The investigation, named for a failed real estate transaction, led to McDougal’s 1996 conviction on four felony fraud and conspiracy charges related to illegal loans obtained through the U. S. Small Business Administration.

It also led to McDougal being jailed in September 1996 on civil contempt-of-court charges, at the order of U. S. District Judge Susan Webber Wright, after Mc-Dougal refused to answer questions before a Whitewater grand jury.

McDougal remained jailed until March 1998, then served three months of her two-year sentence for the felony convictions.

Upon her June 1998 release for health reasons, McDougal was charged with obstruction of justice and two counts of criminal contempt of court.
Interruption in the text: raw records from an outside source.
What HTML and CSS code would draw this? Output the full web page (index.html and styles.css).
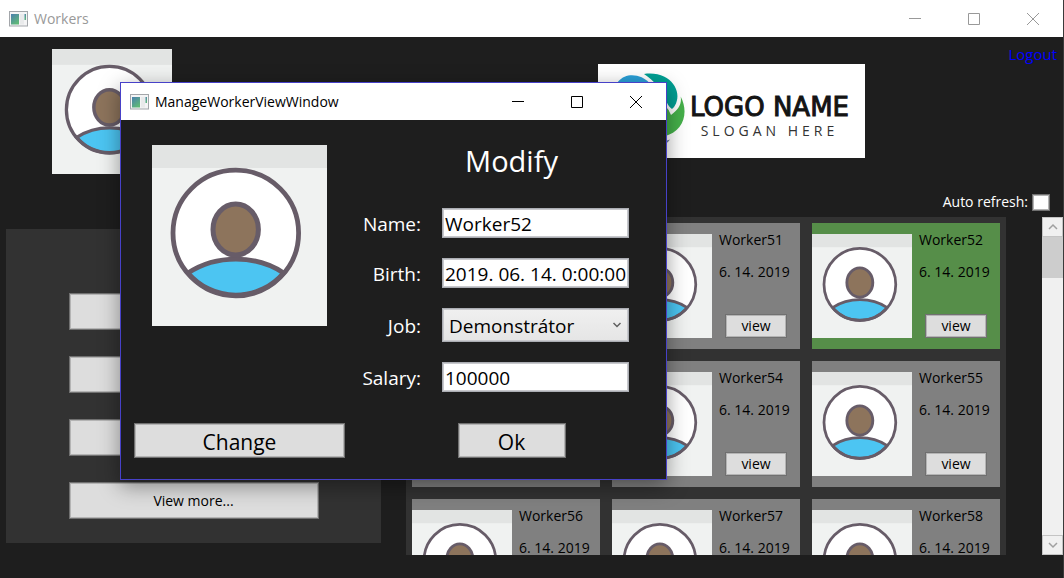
FILE: index.html
```html
<!DOCTYPE html>
<html lang="en">
<head>
<meta charset="utf-8">
<title>Workers</title>
<link rel="stylesheet" href="styles.css">
</head>
<body>
<svg class="defs" aria-hidden="true">
  <defs>
    <linearGradient id="app-fill" x1="0" y1="0" x2="0.6" y2="1">
      <stop offset="0" stop-color="#4a7fae"/>
      <stop offset="1" stop-color="#5fb878"/>
    </linearGradient>
    <symbol id="app-icon" viewBox="0 0 19 16">
      <rect x="0.5" y="0.5" width="18" height="14.5" fill="#f4f4f5" stroke="#a3a6aa"/>
      <rect x="2" y="3" width="8" height="10.5" fill="url(#app-fill)"/>
      <rect x="11" y="3" width="4" height="10.5" fill="#e9eaeb"/>
      <rect x="15.5" y="3" width="1.5" height="6" fill="url(#app-fill)"/>
    </symbol>
    <symbol id="avatar" viewBox="0 0 175 181" preserveAspectRatio="none">
      <rect width="175" height="181" fill="#f0f2f1"/>
      <rect width="175" height="23" fill="#e2e4e3"/>
      <circle cx="83.8" cy="88" r="62.8" fill="#fff"/>
      <path d="M36 128C64 109.500 104 109.500 131.600 128A62.800 62.800 0 0 1 36 128Z" fill="#4cc5f2" stroke="#675c68" stroke-width="4.800"/>
      <ellipse cx="83.7" cy="84.5" rx="22.7" ry="25.500" fill="#8d745c" stroke="#675c68" stroke-width="5"/>
      <circle cx="83.8" cy="88" r="62.8" fill="none" stroke="#675c68" stroke-width="4.800"/>
    </symbol>
  </defs>
</svg>

<header class="titlebar titlebar-inactive">
  <svg class="app-icon"><use href="#app-icon"/></svg>
  <span class="titlebar-text">Workers</span>
  <button class="caption-button" aria-label="Minimize"><svg viewBox="0 0 12 12"><path d="M0 5.500H12"/></svg></button>
  <button class="caption-button" aria-label="Maximize"><svg viewBox="0 0 12 12"><path d="M.5.5H11.500V11.500H.5Z"/></svg></button>
  <button class="caption-button" aria-label="Close"><svg viewBox="0 0 12 12"><path d="M0 0L12 12M12 0L0 12"/></svg></button>
</header>

<main class="workspace">
  <section class="side">
    <svg class="profile-picture" role="img" aria-label="Profile"><use href="#avatar"/></svg>
    <nav class="menu">
      <button class="button menu-button" aria-label="Add worker"></button>
      <button class="button menu-button" aria-label="Modify worker"></button>
      <button class="button menu-button" aria-label="Delete worker"></button>
      <button class="button menu-button">View more...</button>
    </nav>
  </section>

  <section class="content">
    <div class="banner">
      <a class="logout" href="#logout">Logout</a>
      <div class="logo">
        <svg class="logo-mark" viewBox="0 0 90 93" aria-hidden="true">
          <path d="M14 40C14 3 42 8 51 18C65 34 60 50 55 62C50 40 30 28 14 40Z" fill="#2a9fd6"/>
          <path d="M46 9.500C72 6 84 26 78 39Q76.500 42.500 74 44.500C66 39 68 24 46 9.500Z" fill="#009f93"/>
          <path d="M82.700 32C91 48 86 67 66 72C52 75 40 70 34 62C52 66 70 58 67 41Q71 45 73 50.500C80 45 84 40 82.700 32Z" fill="#45b04a"/>
          <path d="M66 77L72 75L69.500 78Z" fill="#687a9d"/>
        </svg>
        <div class="logo-words">
          <span class="logo-name">LOGO NAME</span>
          <span class="logo-slogan">SLOGAN HERE</span>
        </div>
      </div>
    </div>
    <div class="refresh">
      <label for="auto-refresh">Auto refresh:</label>
      <input id="auto-refresh" class="checkbox" type="checkbox">
    </div>
    <div class="scroll-view">
      <div class="cards">
        <article class="card"><svg class="card-picture"><use href="#avatar"/></svg><div class="card-info"><span>Worker50</span><span>6. 14. 2019</span><button class="button view-button">view</button></div></article>
        <article class="card"><svg class="card-picture"><use href="#avatar"/></svg><div class="card-info"><span>Worker51</span><span>6. 14. 2019</span><button class="button view-button">view</button></div></article>
        <article class="card card-selected"><svg class="card-picture"><use href="#avatar"/></svg><div class="card-info"><span>Worker52</span><span>6. 14. 2019</span><button class="button view-button">view</button></div></article>
        <article class="card"><svg class="card-picture"><use href="#avatar"/></svg><div class="card-info"><span>Worker53</span><span>6. 14. 2019</span><button class="button view-button">view</button></div></article>
        <article class="card"><svg class="card-picture"><use href="#avatar"/></svg><div class="card-info"><span>Worker54</span><span>6. 14. 2019</span><button class="button view-button">view</button></div></article>
        <article class="card"><svg class="card-picture"><use href="#avatar"/></svg><div class="card-info"><span>Worker55</span><span>6. 14. 2019</span><button class="button view-button">view</button></div></article>
        <article class="card"><svg class="card-picture"><use href="#avatar"/></svg><div class="card-info"><span>Worker56</span><span>6. 14. 2019</span><button class="button view-button">view</button></div></article>
        <article class="card"><svg class="card-picture"><use href="#avatar"/></svg><div class="card-info"><span>Worker57</span><span>6. 14. 2019</span><button class="button view-button">view</button></div></article>
        <article class="card"><svg class="card-picture"><use href="#avatar"/></svg><div class="card-info"><span>Worker58</span><span>6. 14. 2019</span><button class="button view-button">view</button></div></article>
      </div>
      <div class="scrollbar">
        <button class="scroll-arrow" aria-label="Scroll up"><svg viewBox="0 0 10 8"><path d="M1 6L5 2L9 6"/></svg></button>
        <div class="scroll-track"><div class="scroll-thumb"></div></div>
        <button class="scroll-arrow" aria-label="Scroll down"><svg viewBox="0 0 10 8"><path d="M1 2L5 6L9 2"/></svg></button>
      </div>
    </div>
  </section>
</main>

<div class="dialog" role="dialog" aria-label="ManageWorkerViewWindow">
  <header class="titlebar">
    <svg class="app-icon"><use href="#app-icon"/></svg>
    <span class="titlebar-text">ManageWorkerViewWindow</span>
    <button class="caption-button" aria-label="Minimize"><svg viewBox="0 0 12 12"><path d="M0 5.500H12"/></svg></button>
    <button class="caption-button" aria-label="Maximize"><svg viewBox="0 0 12 12"><path d="M.5.5H11.500V11.500H.5Z"/></svg></button>
    <button class="caption-button" aria-label="Close"><svg viewBox="0 0 12 12"><path d="M0 0L12 12M12 0L0 12"/></svg></button>
  </header>
  <div class="dialog-body">
    <div class="dialog-picture">
      <svg class="worker-picture" role="img" aria-label="Worker picture"><use href="#avatar"/></svg>
      <button class="button dialog-button">Change</button>
    </div>
    <form class="dialog-form">
      <h1 class="dialog-title">Modify</h1>
      <div class="fields">
        <label for="name">Name:</label>
        <input id="name" class="field" type="text" value="Worker52">
        <label for="birth">Birth:</label>
        <input id="birth" class="field" type="text" value="2019. 06. 14. 0:00:00">
        <label for="job">Job:</label>
        <div class="select-box">
          <select id="job" class="field select"><option>Demonstrátor</option></select>
          <svg class="select-arrow" viewBox="0 0 10 8" aria-hidden="true"><path d="M1.500 2L5 5.500L8.500 2"/></svg>
        </div>
        <label for="salary">Salary:</label>
        <input id="salary" class="field" type="text" value="100000">
      </div>
      <button class="button dialog-button ok-button" type="button">Ok</button>
    </form>
  </div>
</div>
</body>
</html>
```
FILE: styles.css
```css
* { box-sizing: border-box; }

body {
  margin: 0;
  height: 100vh;
  display: flex;
  flex-direction: column;
  overflow: hidden;
  border-right: 1px solid #3a3a3a;
  background: #1e1e1e;
  color: #000;
  font: 14px/20px "Open Sans", "Noto Sans", sans-serif;
}

button, input, select { font: inherit; color: inherit; margin: 0; }
.defs { position: absolute; width: 0; height: 0; }

/* Window caption */
.titlebar {
  display: flex;
  align-items: center;
  height: 37px;
  flex: none;
  padding: 0 1px 0 9px;
  background: #fff;
}
.titlebar-inactive { color: #999; }
.app-icon { width: 19px; height: 16px; }
.titlebar-text { flex: 1; margin-left: 6px; }
.caption-button {
  width: 59px;
  height: 37px;
  padding: 0;
  border: 0;
  background: none;
  display: grid;
  place-items: center;
}
.caption-button svg {
  width: 12px;
  height: 12px;
  fill: none;
  stroke: currentColor;
  stroke-width: 1;
}

.button {
  padding: 0;
  border: 1px solid #707070;
  background: #ddd;
  box-shadow: inset 0 0 0 1px #b4b4b4;
}

/* Main window */
.workspace {
  flex: 1;
  min-height: 0;
  display: grid;
  grid-template-columns: 400fr 663fr;
}
.side {
  display: flex;
  flex-direction: column;
  padding: 12px 19px 35px 6px;
}
.profile-picture { width: 120px; height: 125px; margin-left: 46px; flex: none; }
.menu {
  flex: 1;
  display: flex;
  flex-direction: column;
  align-items: center;
  gap: 26px;
  margin-top: 55px;
  padding-top: 64px;
  background: #323232;
}
.menu-button { width: 250px; height: 37px; flex: none; }

.content {
  display: flex;
  flex-direction: column;
  min-height: 0;
  padding-bottom: 23px;
}
.banner { padding: 7px 6px 0; display: flex; flex-direction: column; }
.logout {
  align-self: flex-end;
  color: #00f;
  font-size: 15px;
  text-decoration: none;
}
.logo {
  align-self: center;
  display: flex;
  width: 267px;
  height: 94px;
  background: #fff;
}
.logo-mark { width: 90px; height: 94px; }
.logo-words {
  flex: 1;
  display: flex;
  flex-direction: column;
  align-items: center;
  padding: 29px 14px 0 0;
}
.logo-name {
  font: 26px/28px "DejaVu Sans", sans-serif;
  color: #141414;
  -webkit-text-stroke: 1px #141414;
  white-space: nowrap;
}
.logo-slogan { font-size: 14px; color: #333; letter-spacing: 4px; white-space: nowrap; }

.refresh {
  display: flex;
  align-items: center;
  justify-content: flex-end;
  gap: 4px;
  margin-top: 34px;
  padding-right: 13px;
  color: #fff;
}
.checkbox {
  appearance: none;
  width: 18px;
  height: 17px;
  border: 1px solid #707070;
  background: #fff;
  box-shadow: inset 0 0 0 1px #b4b4b4;
}

.scroll-view {
  flex: 1;
  min-height: 0;
  display: flex;
  justify-content: space-between;
  gap: 36px;
  margin-top: 5px;
  padding-left: 6px;
  overflow: hidden;
}
.cards {
  flex: 1;
  display: grid;
  grid-template-columns: repeat(3, 1fr);
  grid-auto-rows: 126px;
  gap: 12px;
  padding: 6px;
  background: #323232;
}
.card {
  display: flex;
  gap: 7px;
  padding: 11px 0;
  background: #808080;
}
.card-selected { background: #568e49; }
.card-picture { width: 100px; height: 104px; flex: none; }
.card-info { display: flex; flex-direction: column; gap: 12px; margin-top: -4px; white-space: nowrap; }
.view-button { width: 62px; height: 24px; margin: auto 0 0 6px; }

.scrollbar { width: 21px; display: flex; flex-direction: column; background: #f0f0f0; }
.scroll-arrow {
  height: 20px;
  flex: none;
  padding: 0;
  display: grid;
  place-items: center;
  border: 1px solid #c4c4c4;
  background: #f0f0f0;
}
.scroll-arrow svg { width: 10px; height: 8px; fill: none; stroke: #a0a0a0; stroke-width: 1.5; }
.scroll-track { flex: 1; }
.scroll-thumb { height: 41px; background: #cdcdcd; }

/* Floating worker editor */
.dialog {
  position: absolute;
  left: 120px;
  top: 82px;
  width: 547px;
  border: 1px solid #4741c8;
  background: #1e1e1e;
  box-shadow: 0 6px 20px rgba(0, 0, 0, 0.4);
}
.dialog-body {
  display: grid;
  grid-template-columns: 211px 1fr;
  gap: 12px;
  padding: 21px 0 21px 13px;
}
.dialog-picture {
  display: flex;
  flex-direction: column;
  align-items: center;
  justify-content: space-between;
  padding-top: 4px;
}
.worker-picture { width: 175px; height: 181px; }
.dialog-button { width: 100%; height: 35px; padding-top: 2px; font-size: 21px; line-height: 28px; }
.dialog-form { display: flex; flex-direction: column; align-items: center; color: #fff; }
.dialog-title { margin: 0; font-size: 29px; line-height: 40px; font-weight: 400; }
.fields {
  align-self: stretch;
  display: grid;
  grid-template-columns: 64px 1fr;
  grid-template-rows: 30px 30px 34px 30px;
  gap: 20px 21px;
  align-items: center;
  margin-top: 27px;
  padding-right: 37px;
  font-size: 19px;
}
.fields label { padding-top: 2px; text-align: right; }
.field {
  width: 100%;
  height: 100%;
  padding: 2px 1px 0 2px;
  border: 1px solid #abadb3;
  border-radius: 0;
  background: #fff;
  color: #000;
  box-shadow: inset 0 0 0 1px #c8c9cd;
}
.select-box { position: relative; height: 100%; }
.select {
  appearance: none;
  padding: 2px 24px 0 6px;
  background: linear-gradient(#f0f0f0, #e5e5e5);
}
.select-arrow {
  position: absolute;
  right: 7px;
  top: 13px;
  width: 10px;
  height: 8px;
  fill: none;
  stroke: #606060;
  stroke-width: 1.5;
}
.ok-button { width: 108px; margin-top: 31px; color: #000; }
```
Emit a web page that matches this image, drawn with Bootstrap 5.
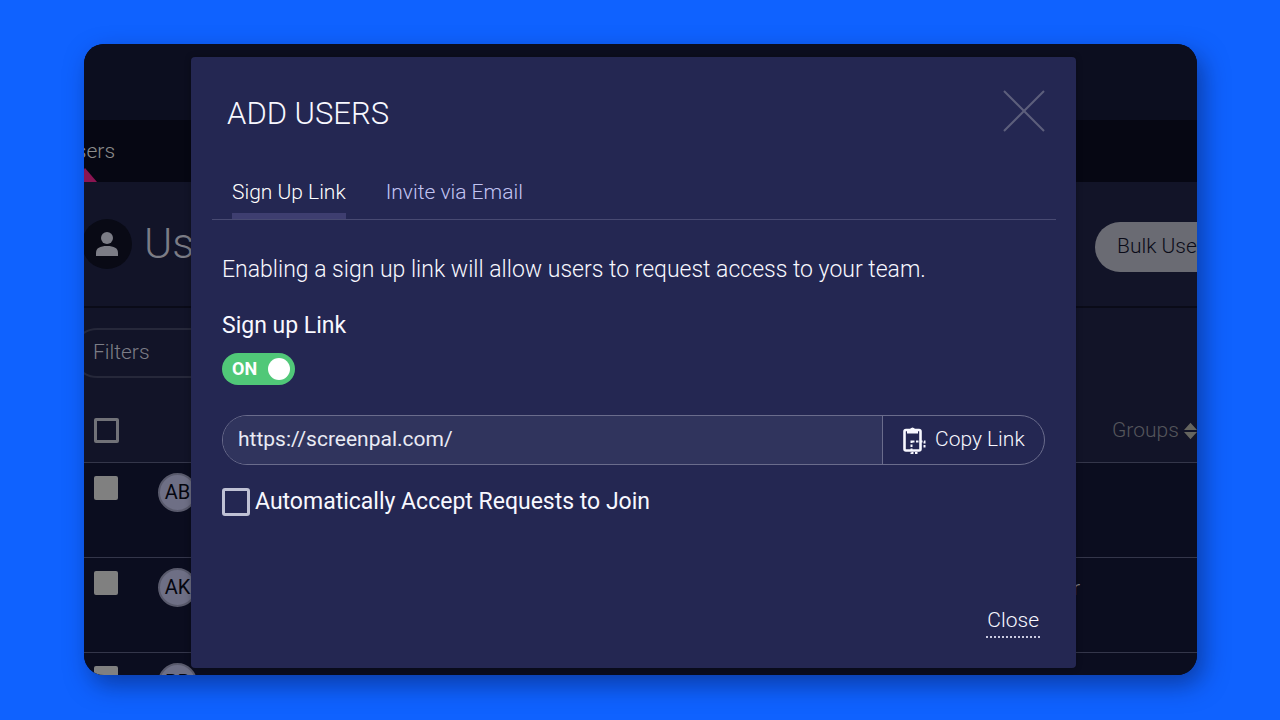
<!DOCTYPE html>
<html lang="en">
<head>
<meta charset="utf-8">
<meta name="viewport" content="width=device-width, initial-scale=1">
<title>Add Users</title>
<link href="https://cdn.jsdelivr.net/npm/bootstrap@5.3.0/dist/css/bootstrap.min.css" rel="stylesheet">
<style>
  body { font-family: Roboto, "Liberation Sans", sans-serif; font-weight: 300; background: #0f62ff; padding: 44px 83px 45px 84px; color: #f8f8ff; }
  .app-window { border-radius: 20px; background: #0b0d1f; box-shadow: 6px 10px 24px rgba(8, 24, 80, .5); }
  .team-page { inset: 0; border-radius: inherit; font-size: 21px; color: #85868f; }
  .brand-bar { height: 76px; background: #0c0e1f; }
  .menu-bar { height: 62px; background: #060713; }
  .menu-link { margin-left: -22px; line-height: 62px; color: #8c8c8c; text-decoration: none; }
  .menu-link::after { content: ""; position: absolute; bottom: 0; left: 11px; border: 12px solid transparent; border-top: 0; border-bottom: 14px solid #8b1552; }
  .panel-area { background: #121428; }
  .page-heading { height: 126px; border-bottom: 2px solid #0a0b18; }
  .page-heading h2 { font-size: 43px; font-weight: 300; color: #7c7d86; margin-left: 12px; }
  .user-disc { width: 50px; height: 50px; margin-left: -2px; background: #090a15; }
  .bulk-btn { width: 136px; height: 50px; margin: 5px -34px 0 0; border: 0; background: #6a6b73; color: #0a0b18; font-size: 21px; padding: 0 0 0 22px; }
  .filter-row { height: 91px; padding-top: 20px; }
  .filter-box { width: 260px; height: 50px; margin-left: -12px; padding-left: 19px; font-size: 21px; color: #7c7d86; background: transparent; border: 2px solid #26283a; }
  .user-table { width: 100%; table-layout: fixed; border-collapse: collapse; }
  .user-table tr { border-bottom: 1px solid #34364a; height: 95px; background: #0b0d1f; }
  .user-table thead tr { height: 63px; background: #121428; }
  .user-table td { vertical-align: top; padding-top: 10px; }
  .user-table th { font-weight: 300; color: #55565c; }
  .user-table .role-cell { padding: 15px 31px 0 0; text-align: right; }
  .col-tick { width: 73px; } .col-group { width: 86px; } .col-role { width: 129px; }
  .pick { appearance: none; display: block; width: 24px; height: 24px; margin: 3px 0 0 9px; border-radius: 2px; background: #808080; }
  .pick-all { width: 25px; height: 25px; margin-top: 0; border: 3px solid #717278; background: transparent; }
  .avatar { width: 39px; height: 39px; border: 2px solid #595a6c; background: #6e6f85; color: #05060f; font-size: 20px; font-weight: 400; }
  .overlay-pad { padding: 13px 0 7px; }
  .dialog-box { margin: 0 121px 0 107px; border-radius: 4px; background: #242752; min-height: 611px; padding: 33px 31px 30px; box-shadow: 0 0 6px rgba(0, 0, 0, .3); }
  .dialog-box h1 { font-size: 31px; line-height: 48px; font-weight: 300; padding-left: 5px; }
  .x-btn { width: 42px; height: 42px; color: #5d5f7c; }
  .tab-strip { margin: 28px -11px 0 -10px; padding: 0 20px; gap: 40px; border-bottom: 1px solid #484a72; }
  .tab-link { font-size: 21px; line-height: 44px; height: 53px; padding-top: 4px; color: #c2c4f2; border-bottom: 6px solid transparent; text-decoration: none; }
  .tab-link.current { color: #fff; border-color: #3e3e70; }
  .intro { font-size: 23px; line-height: 32px; margin: 34px 0 24px; }
  .section-title { font-size: 23px; line-height: 32px; font-weight: 400; }
  .on-switch { width: 73px; height: 32px; margin-top: 11px; padding: 0 5px 0 10px; background: #50c878; border-radius: 16px; font-size: 18px; line-height: 30px; font-weight: 700; color: #fff; }
  .on-switch input { appearance: none; width: 22px; height: 22px; border-radius: 50%; background: #fff; }
  .link-group { height: 50px; margin-top: 30px; border: 1px solid #6a6c8c; border-radius: 25px; overflow: hidden; }
  .link-group input { border: 0; background: #30345d; color: #e9eaf4; font-size: 21px; font-weight: 400; padding: 0 15px; min-width: 0; outline: 0; }
  .copy-btn { width: 162px; border: 0; border-left: 1px solid #6a6c8c; background: transparent; color: #f8f8ff; font-size: 21px; padding: 0 0 0 18px; }
  .auto-check { margin-top: 19px; font-size: 23px; line-height: 36px; font-weight: 400; }
  .auto-check input { appearance: none; width: 28px; height: 28px; border: 3px solid #bfc1d4; border-radius: 3px; margin-right: 5px; }
  .close-btn { border: 0; border-bottom: 2px dotted #c9cae0; background: transparent; color: #f8f8ff; font-size: 21px; line-height: 32px; padding: 0 1px; margin-right: 5px; }
  button { font-weight: 300; }
</style>
</head>
<body>
<div class="app-window position-relative">
  <div class="team-page position-absolute overflow-hidden">
    <div class="brand-bar"></div>
    <nav class="menu-bar"><a href="#" class="menu-link d-inline-block position-relative h-100">Users</a></nav>
    <div class="panel-area">
      <div class="page-heading d-flex align-items-center">
        <span class="user-disc rounded-circle d-flex align-items-center justify-content-center flex-shrink-0">
          <svg width="22" height="24" viewBox="0 0 22 24" fill="#7c7d86"><circle cx="11" cy="6" r="6"/><path d="M0 24v-3c0-5 4-7 11-7s11 2 11 7v3z"/></svg>
        </span>
        <h2 class="mb-0">Users</h2>
        <button type="button" class="bulk-btn rounded-pill text-start text-nowrap ms-auto">Bulk User</button>
      </div>
      <div class="filter-row"><button type="button" class="filter-box rounded-pill text-start">Filters</button></div>
    </div>
    <table class="user-table">
      <colgroup><col class="col-tick"><col><col class="col-role"><col class="col-group"></colgroup>
      <thead><tr><th><input class="pick pick-all" type="checkbox" aria-label="Select all"></th><th></th><th></th>
        <th class="text-nowrap">Groups <svg width="13" height="18" viewBox="0 0 14 18" fill="#65655f"><path d="M7 0l7 8H0zM7 18l7-8H0z"/></svg></th></tr></thead>
      <tbody>
        <tr><td><input class="pick" type="checkbox" aria-label="Select AB"></td><td><span class="avatar rounded-circle d-flex align-items-center justify-content-center">AB</span></td><td></td><td></td></tr>
        <tr><td><input class="pick" type="checkbox" aria-label="Select AK"></td><td><span class="avatar rounded-circle d-flex align-items-center justify-content-center">AK</span></td><td class="role-cell">User</td><td></td></tr>
        <tr><td><input class="pick" type="checkbox" aria-label="Select BB"></td><td><span class="avatar rounded-circle d-flex align-items-center justify-content-center">BB</span></td><td></td><td></td></tr>
      </tbody>
    </table>
  </div>

  <div class="overlay-pad position-relative">
    <section class="dialog-box d-flex flex-column" role="dialog" aria-labelledby="dlg-title">
      <header class="d-flex justify-content-between">
        <h1 id="dlg-title" class="mb-0">ADD USERS</h1>
        <button type="button" class="x-btn btn p-0 border-0 lh-1" aria-label="Close dialog"><svg class="d-block" width="42" height="42" viewBox="0 0 42 42" fill="none" stroke="currentColor" stroke-width="2"><path d="M1 1l40 40M41 1L1 41"/></svg></button>
      </header>
      <nav class="tab-strip d-flex">
        <a href="#" class="tab-link current">Sign Up Link</a>
        <a href="#" class="tab-link">Invite via Email</a>
      </nav>
      <p class="intro">Enabling a sign up link will allow users to request access to your team.</p>
      <h2 class="section-title mb-0">Sign up Link</h2>
      <label class="on-switch d-flex align-items-center justify-content-between">ON <input type="checkbox" role="switch" checked></label>
      <div class="link-group d-flex">
        <input type="text" class="flex-grow-1" value="https://screenpal.com/" aria-label="Sign up link" readonly>
        <button type="button" class="copy-btn d-flex align-items-center flex-shrink-0">
          <svg class="me-2" width="26" height="28" viewBox="0 0 26 28" fill="none" stroke="currentColor"><path stroke-width="2.6" d="M10 24.500H5Q3.500 24.500 3.500 23V5.500Q3.500 4 5 4H18Q19.500 4 19.500 5.500V23Q19.500 24.500 18 24.500H10"/><path fill="currentColor" stroke="none" d="M6 7.500V3h3q2.500-3 5 0h3v4.500z"/><path stroke-width="2" stroke-dasharray="2.500 1.500" d="M10.500 14.500V27h7M11 15.500h12.500v6"/></svg>
          Copy Link</button>
      </div>
      <label class="auto-check d-flex align-items-center align-self-start"><input type="checkbox"> Automatically Accept Requests to Join</label>
      <footer class="mt-auto text-end"><button type="button" class="close-btn">Close</button></footer>
    </section>
  </div>
</div>
<script src="https://cdn.jsdelivr.net/npm/bootstrap@5.3.0/dist/js/bootstrap.bundle.min.js"></script>
</body>
</html>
A jury acquitted her of the obstruction charge and deadlocked on both contempt counts in 1999, and the government dismissed the charges.

President Clinton pardoned McDougal in 2001.

In late January, McDougal of Camden filed a motion asking the court to unseal the record, including normally secret grand jury testimony.

Her attorney, Bobby McDaniel of Jonesboro, said McDougal wanted the material for a movie being made about her role in the Whitewater investigation. He also said, “Susan and I think the public ought to have a right to know about it.” McDaniel predicted that the information, if unsealed, would be “embarrassing to our government” and that he hoped it would “prevent this kind of abuse in the future.” In a five-page order issued Friday, Senior U. S. Circuit Judge Pasco Bowman of Kansas City, Mo., who was assigned to the case after all the district judges in the Eastern District of Arkansas recused from it, turned down the request. He said McDougal hasn’t shown any “particularized need” for the grand jury materials, “much less the ‘strong showing’ that the Supreme Court has said is required.” Bowman noted that McDougal’s pleading was filed under the case number for the criminal obstruction and contempt case, but its text referred to the proceedings resulting in the civil contempt finding.

“It appears that McDougal has confused her civil contempt proceeding with her criminal contempt and obstruction trial, although parts of the record in both cases were sealed,” Bowman noted. In any event, he said, it doesn’t matter because “she has not made a case for the disclosure of anything that was sealed because of the need for grand jury secrecy.” McDaniel couldn’t be reached Friday afternoon for comment.

In April, an attorney for the Public Integrity Section of the U. S. Department of Justice filed a response to McDougal’s request, arguing that McDougal had provided “no legal basis” for the records being unsealed.

The attorney, Justin Shur, argued that McDougal must show that her request falls within a recognized exception to the long-standing rule of grand jury secrecy and that a “particularized need” exists for the disclosure.

Shur’s office handled the filing because the office of independent counsel that pursued the Whitewater case has expired.

He attached a copy of an undated Arkansas Democrat-Gazette news clipping in which McDaniel was quoted as saying that McDougal wanted the information for purposes of the film. The order indicated that was the judge’s only indication that the material was being requested for purposes of a film.

Bowman discounted McDougal’s argument that the record should be unsealed because the Whitewater investigation is “old news” and that the reasons for sealing the record have “grown stale and disappeared.” “As the Supreme Court has noted, some of the reasons for grand jury secrecy — such as fear or concern of future witnesses that their testimony may someday be revealed — outlive individual cases,” Bowman wrote.

He added, “That is particularly true here, considering the high-profile nature of the investigations undertaken by the Whitewater grand jury and the involvement of the then-sitting President of the United States and First Lady — neither of whom was indicted and both of whom remain public figures today.”